Nicolaus Steno (1631-1687) properly identified fossils as belonging to once-living organism and more importantly came to understand how sediments form when they accumulate in horizontal layers in bodies of water (the bottom-layer being older than the one on top). Steno invoked other cataclysms besides the Flood to explain the Earth's geology.

Robert Hooke (1635-1703) advocated violent upheavals in the Earth's past that would uplift buried sediments under the sea and form land. Like Steno, Hooke still held to a young Earth.

Leibnitz (1646-1716) also saw the need to acknowledge that more than the Flood waters of Noah formed the earth's strata. He said the initial waters that covered the Earth in Creation Week were the source of many strata.

Benoit de Maillet (1656-1738) was the first to estimate an ancient Earth perhaps as old as two billion years. This was based upon the dubious idea that a universal ocean covering the entire Earth would take that long to recede into "vortices." He also believed "seeds" found throughout the universe accounted for life on Earth. Interestingly, some scientists today are speculating that life came to the Earth on a comet or other source from Outer Space.

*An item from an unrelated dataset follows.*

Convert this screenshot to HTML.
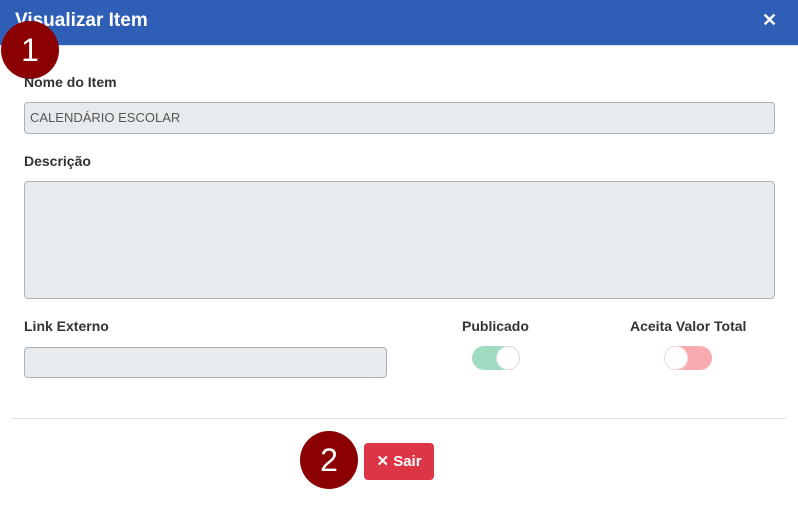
<!DOCTYPE html><html><head><style>
body{margin:0;width:798px;height:505px;background:#fff;font-family:"Liberation Sans",sans-serif;position:relative;overflow:hidden}
.a{position:absolute}
.hdr{left:0;top:0;width:798px;height:45px;background:#2f5eb6;border-bottom:1px solid #d9dde4}
.t{left:15px;top:10px;color:#fff;font-size:19px;font-weight:bold}
.x{left:762px;top:10px;color:#fff;font-size:18px;font-weight:bold}
.lb{font-size:14px;font-weight:bold;color:#333}
.in{background:#e8ebee;border:1px solid #adb1b6;border-radius:4px;box-sizing:border-box}
.b{background:#8b0000;color:#fff;border-radius:50%;width:58px;height:58px;font-size:32px;text-align:center;line-height:58px}
.tg{width:48px;height:24px;border-radius:12px}
.k{width:24px;height:24px;border-radius:50%;background:#fff;box-sizing:border-box;top:0}
</style></head><body>
<div class="a hdr"></div>
<div class="a t">Visualizar Item</div>
<div class="a x">✕</div>
<div class="a b" style="left:1px;top:21px">1</div>
<div class="a lb" style="left:24px;top:74px">Nome do Item</div>
<div class="a in" style="left:24px;top:102px;width:751px;height:32px;font-size:13px;color:#555;padding:7px 5px">CALENDÁRIO ESCOLAR</div>
<div class="a lb" style="left:24px;top:153px">Descrição</div>
<div class="a in" style="left:24px;top:181px;width:751px;height:118px"></div>
<div class="a lb" style="left:24px;top:318px">Link Externo</div>
<div class="a in" style="left:24px;top:347px;width:363px;height:31px"></div>
<div class="a lb" style="left:462px;top:318px">Publicado</div>
<div class="a lb" style="left:630px;top:318px">Aceita Valor Total</div>
<div class="a tg" style="left:472px;top:346px;background:#9fdcc1"><div class="a k" style="left:24px;border:1px solid #dde"></div></div>
<div class="a tg" style="left:664px;top:346px;background:#f8abb0"><div class="a k" style="left:0;border:1px solid #f5dde0"></div></div>
<div class="a" style="left:12px;top:418px;width:774px;height:1px;background:#dfe1e4"></div>
<div class="a b" style="left:300px;top:431px">2</div>
<div class="a" style="left:364px;top:443px;width:70px;height:37px;background:#dc3545;border-radius:4px;color:#fff;font-size:15px;font-weight:bold;text-align:center;line-height:37px">✕ Sair</div>
</body></html>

By Hutton's time, there was already a ripe atmosphere for new ideas on the origin of the Earth's strata and life forms. Hutton filled this void by invoking very slow natural processes. Hutton resided from 1754 to 1767 on his farm in Berwickshire, Scotland. Here, instead of watching the sea, he looked at the slow erosion of his farmland. He assumed all sedimentary rocks are the result of erosion and all the Earth's surface is being eroded. The slow erosion he observed would take enormous amount of time to account for the thick layers of sediment worldwide. Thus, a very ancient age of the Earth became his conclusion. This began what is termed uniformitarianism. It dominated geological thinking due to the works of Charles Lyell who popularized Hutton's thoughts. This original form of uniformitarianism, only slightly modified, dominated mainline geological thinking until the early 1960s. Since then, episodes of catastrophic events are included in geologic time. But, it is thought, most of geologic time is relatively quiet.